What valid means: four iron checks

A run only counts if it passes all four:

Classical correctness. The circuit computes the right sum on every test point.
Full reversibility. Every ancilla qubit is uncomputed back to the zero state.
Phase cleanliness. No leftover phase kickback anywhere in the state.
Identity. Running the circuit, then its gate-reversed inverse, restores the original state exactly.

The test inputs are derived from a Fiat-Shamir style hash of your own operation stream, and each run is validated on 9024 hash-derived test points. Change one gate and the inputs re-roll. There is no fixed test set to overfit, no way to special-case inputs, and no way to look cheap by leaking garbage into ancillas.

A circuit that cheats on uncomputation does not score better. It does not score at all.

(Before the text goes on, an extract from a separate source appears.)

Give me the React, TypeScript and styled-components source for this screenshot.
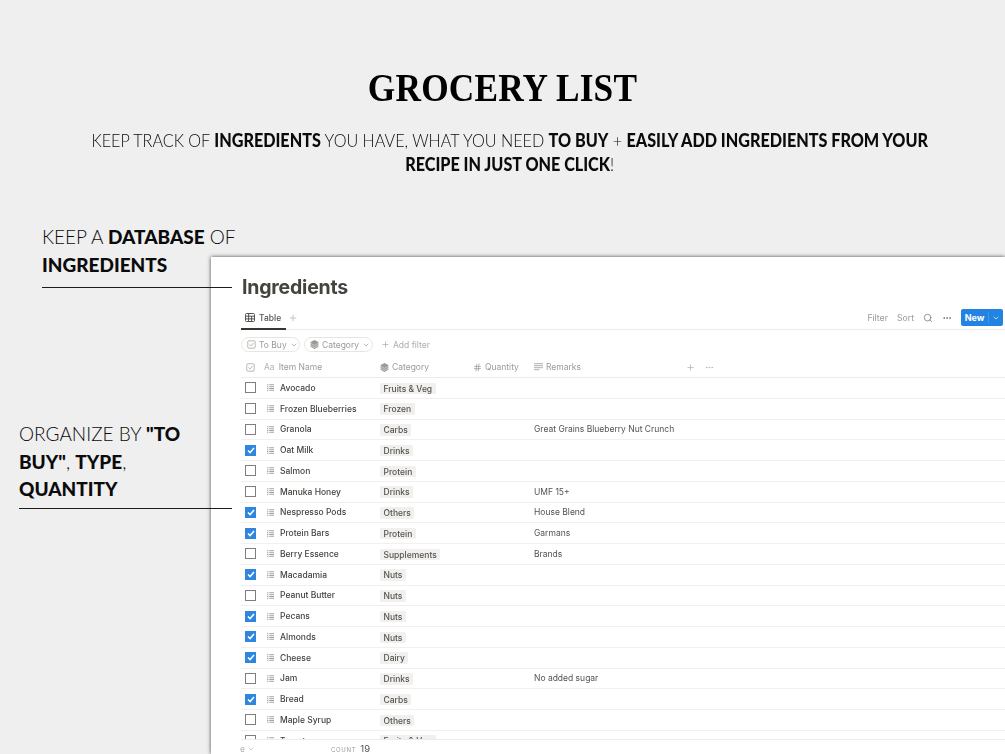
import React from 'react';
import styled, { createGlobalStyle } from 'styled-components';
import { ChevronDown, Ellipsis, Hash, Plus, Search } from 'lucide-react';

const GlobalStyle = createGlobalStyle`
  html, body {
    margin: 0;
    padding: 0;
    background: #efefef;
  }
  * {
    box-sizing: border-box;
  }
`;

const Page = styled.div`
  width: 1005px;
  height: 754px;
  overflow: hidden;
  display: flex;
  flex-direction: column;
  background: #efefef;
  color: #0b0b0b;
  font-family: 'Lato', 'Liberation Sans', sans-serif;
`;

const Header = styled.header`
  height: 223px;
  padding-top: 60px;
  text-align: center;
  flex: none;
`;

const Title = styled.h1`
  margin: 0;
  height: 56px;
  font-family: 'Liberation Serif', serif;
  font-size: 39px;
  line-height: 56px;
  font-weight: 700;
  letter-spacing: 0.2px;
  color: #000;
  transform: scaleX(0.905);
`;

const Intro = styled.p`
  margin: 12px 0 0;
  padding-left: 16px;
  font-size: 18px;
  line-height: 24px;
  font-weight: 300;
  transform: scaleX(0.898);
  strong {
    font-weight: 900;
  }
`;

const Main = styled.main`
  flex: 1;
  min-height: 0;
  display: flex;
`;

const Aside = styled.aside`
  flex: none;
  width: 211px;
  position: relative;
  z-index: 1;
`;

const Note = styled.div<{ $left: number; $top: number }>`
  margin: ${(p) => p.$top}px 0 0 ${(p) => p.$left}px;
  font-size: 19px;
  line-height: 27.5px;
  font-weight: 300;
  white-space: nowrap;
  strong {
    font-weight: 900;
  }
`;

const Rule = styled.div<{ $width: number; $gap: number }>`
  width: ${(p) => p.$width}px;
  height: 1.5px;
  margin-top: ${(p) => p.$gap}px;
  background: #1c1c1c;
`;

const Window = styled.section`
  flex: 1;
  min-width: 0;
  margin-top: 34px;
  display: flex;
  flex-direction: column;
  background: #fff;
  box-shadow: 0 0 4px rgba(0, 0, 0, 0.7);
  padding-left: 30px;
  color: #37352f;
  font-family: 'Inter', 'Liberation Sans', sans-serif;
`;

const DbTitle = styled.h2`
  margin: 0;
  height: 49px;
  padding: 18px 0 0 1px;
  font-size: 19.5px;
  line-height: 24px;
  font-weight: 700;
  letter-spacing: -0.2px;
  color: #45433e;
  filter: blur(0.3px);
`;

const TabBar = styled.div`
  height: 24px;
  flex: none;
  display: flex;
  align-items: center;
  border-bottom: 1px solid #ececeb;
  filter: blur(0.3px);
`;

const Tab = styled.div`
  height: 24px;
  width: 45px;
  display: flex;
  align-items: center;
  gap: 4px;
  padding: 2px 0 0 4px;
  font-size: 8.5px;
  font-weight: 500;
  color: #55534e;
  border-bottom: 2px solid #37352f;
`;

const Faint = styled.span`
  display: inline-flex;
  color: #a9a8a4;
`;

const TabAdd = styled(Faint)`
  margin-left: 2px;
`;

const Tools = styled.div`
  margin-left: auto;
  padding-right: 2px;
  display: flex;
  align-items: center;
  font-size: 8.7px;
  color: #9b9a97;
`;

const ToolLabel = styled.span`
  margin-right: 9px;
`;

const ToolIcon = styled.span`
  display: inline-flex;
  color: #77756f;
  margin-right: 9px;
`;

const NewButton = styled.div`
  width: 42px;
  height: 17px;
  display: flex;
  align-items: center;
  background: #2383e2;
  border-radius: 2px;
  color: #fff;
  font-size: 9px;
  font-weight: 700;
`;

const NewLabel = styled.span`
  width: 28px;
  text-align: center;
  border-right: 1px solid rgba(255, 255, 255, 0.15);
`;

const NewArrow = styled.span`
  flex: 1;
  display: flex;
  justify-content: center;
`;

const FilterBar = styled.div`
  height: 29px;
  flex: none;
  display: flex;
  align-items: center;
  gap: 4px;
  color: #9b9a97;
  font-size: 8.5px;
  white-space: nowrap;
  filter: blur(0.3px);
`;

const Pill = styled.div<{ $width: number }>`
  width: ${(p) => p.$width}px;
  height: 15px;
  display: flex;
  align-items: center;
  gap: 3px;
  padding-left: 5px;
  border: 1px solid #e6e5e3;
  border-radius: 8px;
`;

const AddFilter = styled.div`
  margin-left: 4px;
  display: flex;
  align-items: center;
  gap: 3px;
  color: #aeadaa;
`;

const Grid = styled.div`
  display: grid;
  grid-template-columns: 139px 93px 61px 1fr;
  align-items: center;
`;

const HeadRow = styled(Grid)`
  height: 19px;
  flex: none;
  padding-bottom: 2px;
  border-bottom: 1px solid #ececeb;
  color: #9b9a97;
  font-size: 8.5px;
  filter: blur(0.3px);
`;

const HeadCell = styled.div`
  display: flex;
  align-items: center;
  gap: 3px;
`;

const NameHead = styled(HeadCell)`
  padding-left: 5px;
`;

const AaMark = styled.span`
  margin-left: 6px;
  margin-right: 1px;
  color: #b3b2af;
`;

const HeadActions = styled.div`
  display: inline-flex;
  align-items: center;
  gap: 10px;
  margin-left: 102px;
  color: #b3b2af;
`;

const Body = styled.div`
  flex: 1;
  min-height: 0;
  overflow: hidden;
  filter: blur(0.3px);
`;

const Row = styled(Grid)`
  height: 20.75px;
  border-bottom: 1px solid #f0f0ef;
  font-size: 8.5px;
`;

const NameCell = styled.div`
  display: flex;
  align-items: center;
  padding-left: 4px;
  font-weight: 500;
  color: #45433e;
`;

const Check = styled.span<{ $on: boolean }>`
  width: 11px;
  height: 11px;
  flex: none;
  display: flex;
  align-items: center;
  justify-content: center;
  border: ${(p) => (p.$on ? 'none' : '1.5px solid #7f7e7b')};
  background: ${(p) => (p.$on ? '#2e86e0' : '#fff')};
`;

const ListMark = styled.span`
  display: inline-flex;
  margin: 0 6px 0 11px;
  color: #a3a29f;
`;

const Tag = styled.span`
  display: inline-block;
  height: 11.5px;
  margin-top: 1px;
  padding: 0 3.5px;
  line-height: 12px;
  background: #f1f0ee;
  border-radius: 1.5px;
  color: #55534e;
  font-weight: 500;
`;

const Remark = styled.div`
  grid-column: 4;
  color: #55534e;
`;

const Footer = styled.footer`
  height: 15px;
  flex: none;
  display: flex;
  align-items: center;
  padding-top: 3px;
  border-top: 1px solid #ececeb;
  font-size: 8.5px;
  color: #b3b2af;
  filter: blur(0.3px);
`;

const Clipped = styled.div`
  width: 15px;
  margin-left: -1px;
  display: flex;
  justify-content: flex-end;
  align-items: center;
  gap: 2px;
  overflow: hidden;
  white-space: nowrap;
  svg {
    flex: none;
  }
`;

const Count = styled.div`
  margin-left: 76px;
  display: flex;
  align-items: baseline;
  gap: 4px;
  font-size: 6px;
  letter-spacing: 0.7px;
  color: #9b9a97;
`;

const CountValue = styled.span`
  font-size: 9.5px;
  letter-spacing: 0;
  color: #55534e;
`;

const TableIcon = () => (
  <svg width="10" height="9" viewBox="0 0 10 9" fill="none" stroke="#55534e" strokeWidth="1">
    <rect x="0.5" y="0.5" width="9" height="8" rx="1" />
    <path d="M0.5 3.2h9M0.5 5.9h9M3.6 0.5v8M6.6 3.2v5.3" />
  </svg>
);

const CheckHeadIcon = () => (
  <svg width="9" height="9" viewBox="0 0 10 10" fill="none" stroke="#a9a8a4" strokeWidth="0.9">
    <rect x="0.9" y="0.9" width="8.2" height="8.2" rx="1" />
    <path d="M2.8 5l1.6 1.6 2.9-3.3" />
  </svg>
);

const CubeIcon = () => (
  <svg width="9" height="9" viewBox="0 0 10 10" fill="#9b9a97">
    <path d="M5 0l4.3 2.3v5.3L5 10 .7 7.6V2.3z" />
    <path d="M.7 3.6L5 6l4.3-2.4M.7 5.8L5 8.2l4.3-2.4" fill="none" stroke="#fff" strokeWidth="0.5" />
  </svg>
);

const LinesIcon = () => (
  <svg width="9" height="8" viewBox="0 0 9 8" stroke="#a9a8a4" strokeWidth="0.9">
    <path d="M0 .7h9M0 2.7h9M0 4.7h9M0 6.7h5.5" />
  </svg>
);

const ListIcon = () => (
  <svg width="7" height="7" viewBox="0 0 7 7" stroke="currentColor" strokeWidth="1.1">
    <path d="M0 .8h1.4M2.3 .8H7M0 2.7h1.4M2.3 2.7H7M0 4.5h1.4M2.3 4.5H7M0 6.3h1.4M2.3 6.3H7" />
  </svg>
);

const CheckMark = () => (
  <svg width="8" height="7" viewBox="0 0 8 7" fill="none" stroke="#fff" strokeWidth="1.5">
    <path d="M1 3.4l2.1 2.2L7 1" />
  </svg>
);

type Item = { name: string; category: string; done?: boolean; remark?: string };

const items: Item[] = [
  { name: 'Avocado', category: 'Fruits & Veg' },
  { name: 'Frozen Blueberries', category: 'Frozen' },
  { name: 'Granola', category: 'Carbs', remark: 'Great Grains Blueberry Nut Crunch' },
  { name: 'Oat Milk', category: 'Drinks', done: true },
  { name: 'Salmon', category: 'Protein' },
  { name: 'Manuka Honey', category: 'Drinks', remark: 'UMF 15+' },
  { name: 'Nespresso Pods', category: 'Others', done: true, remark: 'House Blend' },
  { name: 'Protein Bars', category: 'Protein', done: true, remark: 'Garmans' },
  { name: 'Berry Essence', category: 'Supplements', remark: 'Brands' },
  { name: 'Macadamia', category: 'Nuts', done: true },
  { name: 'Peanut Butter', category: 'Nuts' },
  { name: 'Pecans', category: 'Nuts', done: true },
  { name: 'Almonds', category: 'Nuts', done: true },
  { name: 'Cheese', category: 'Dairy', done: true },
  { name: 'Jam', category: 'Drinks', remark: 'No added sugar' },
  { name: 'Bread', category: 'Carbs', done: true },
  { name: 'Maple Syrup', category: 'Others' },
  { name: 'Tomato', category: 'Fruits & Veg' },
];

export default function App() {
  return (
    <Page>
      <GlobalStyle />
      <Header>
        <Title>GROCERY LIST</Title>
        <Intro>
          KEEP TRACK OF <strong>INGREDIENTS</strong> YOU HAVE, WHAT YOU NEED <strong>TO BUY</strong> +{' '}
          <strong>EASILY ADD INGREDIENTS FROM YOUR</strong>
          <br />
          <strong>RECIPE IN JUST ONE CLICK</strong>!
        </Intro>
      </Header>
      <Main>
        <Aside>
          <Note $left={42} $top={0}>
            KEEP A <strong>DATABASE</strong> OF
            <br />
            <strong>INGREDIENTS</strong>
            <Rule $width={190} $gap={8.5} />
          </Note>
          <Note $left={19} $top={132}>
            ORGANIZE BY <strong>"TO</strong>
            <br />
            <strong>BUY"</strong>, <strong>TYPE</strong>,
            <br />
            <strong>QUANTITY</strong>
            <Rule $width={213} $gap={5} />
          </Note>
        </Aside>
        <Window>
          <DbTitle>Ingredients</DbTitle>
          <TabBar>
            <Tab>
              <TableIcon />
              Table
            </Tab>
            <TabAdd>
              <Plus size={10} strokeWidth={1.5} />
            </TabAdd>
            <Tools>
              <ToolLabel>Filter</ToolLabel>
              <ToolLabel>Sort</ToolLabel>
              <ToolIcon>
                <Search size={10} strokeWidth={1.8} />
              </ToolIcon>
              <ToolIcon>
                <Ellipsis size={10} strokeWidth={2.2} />
              </ToolIcon>
              <NewButton>
                <NewLabel>New</NewLabel>
                <NewArrow>
                  <ChevronDown size={8} strokeWidth={2} />
                </NewArrow>
              </NewButton>
            </Tools>
          </TabBar>
          <FilterBar>
            <Pill $width={59}>
              <CheckHeadIcon />
              To Buy
              <ChevronDown size={8} />
            </Pill>
            <Pill $width={69}>
              <CubeIcon />
              Category
              <ChevronDown size={8} />
            </Pill>
            <AddFilter>
              <Plus size={9} />
              Add filter
            </AddFilter>
          </FilterBar>
          <HeadRow>
            <NameHead>
              <CheckHeadIcon />
              <AaMark>Aa</AaMark>
              Item Name
            </NameHead>
            <HeadCell>
              <CubeIcon />
              Category
            </HeadCell>
            <HeadCell>
              <Hash size={9} />
              Quantity
            </HeadCell>
            <HeadCell>
              <LinesIcon />
              Remarks
              <HeadActions>
                <Plus size={9} />
                <Ellipsis size={9} />
              </HeadActions>
            </HeadCell>
          </HeadRow>
          <Body>
            {items.map((item) => (
              <Row key={item.name}>
                <NameCell>
                  <Check $on={!!item.done}>{item.done && <CheckMark />}</Check>
                  <ListMark>
                    <ListIcon />
                  </ListMark>
                  {item.name}
                </NameCell>
                <div>
                  <Tag>{item.category}</Tag>
                </div>
                {item.remark && <Remark>{item.remark}</Remark>}
              </Row>
            ))}
          </Body>
          <Footer>
            <Clipped>
              Calculate <ChevronDown size={8} />
            </Clipped>
            <Count>
              COUNT <CountValue>19</CountValue>
            </Count>
          </Footer>
        </Window>
      </Main>
    </Page>
  );
}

That is the property I respect most in this benchmark: the rules contain no shortcuts. Every Toffoli you remove has to be removed by doing the arithmetic better.

04 / The cost model

The frontier, and where the cost hides

Gates and qubits pull against each other. Recompute intermediate values and you save qubits but pay Toffolis; keep scratch state alive and the qubit ceiling climbs. So the public reference numbers form a Pareto frontier, not a single target:

[ Reference points from the benchmark's public README ]
Reference point	Toffoli	Peak qubits	Score
Challenge initial circuit	3,942,753	2,715	~1.07 x 10¹⁰
Low-qubit Pareto point	~2,700,000	1,175	~3.2 x 10⁹
Low-gate Pareto point	~2,100,000	1,425	~3.0 x 10⁹

The benchmark's own research loop reports a roughly 33x score cut below the textbook baseline circuit, and the README states outright that the authors believe the published frontier is beatable. That admission is the whole reason to enter. The game is not to slide along the curve; it is to move the curve.

Where does the cost actually hide? Mostly in the modular inverse. Point addition needs the slope of the line through two points, and the slope needs a division mod p. The standard reversible route runs a binary-GCD style inverse, divstep after divstep, every step reversible, every scratch register eventually uncomputed. It dwarfs the multiplications around it. Anyone who has profiled a SNARK circuit doing non-native field arithmetic knows the feeling: one subroutine is the budget.

05 / Status

Honestly mid-flight

Stated carefully: a locally validated circuit - all four checks passing under the trusted harness - currently lands my Toffoli x qubits product below the reference frontier published in the benchmark's own README. That is a real, harness-checked milestone. It is not a final result. The benchmark is live, the frontier is shared, and rank can change while I sleep.

The working tree tells the honest version of the story. There are uncommitted changes to the modular-inverse and circuit-entry code. There is untracked sweep and automation tooling. Some experimental configuration sweeps still fail the classical-correctness check, which is the harness doing exactly its job. The editable surface is real - the point-addition module spans roughly 18,000 lines of Rust across its submodules - and a fair share of it is mid-surgery.

I am not publishing my exact score, Toffoli count, qubit count or rank while the competition runs. Rivals read blog posts too.

06 / Next

Two roads forward

Two directions are open, kept deliberately high-level here.

The incremental road: a compute-bound search for cleaner test-set seeds that shave a little cost. Legal under the rules, bounded in upside, paid for in CPU hours. The mechanism stays private.

The structural road: a better reversible modular-inverse construction. This is the one that would shift the whole cost curve rather than nudge a point along it. It is a multi-day circuit rewrite, it is not done, and it might not beat what I already have. That uncertainty is the interesting part.

When one of those produces a number that survives the harness and is worth defending in public, it gets its own post, with the numbers in it. These notes are the problem and the process. The result is still being earned.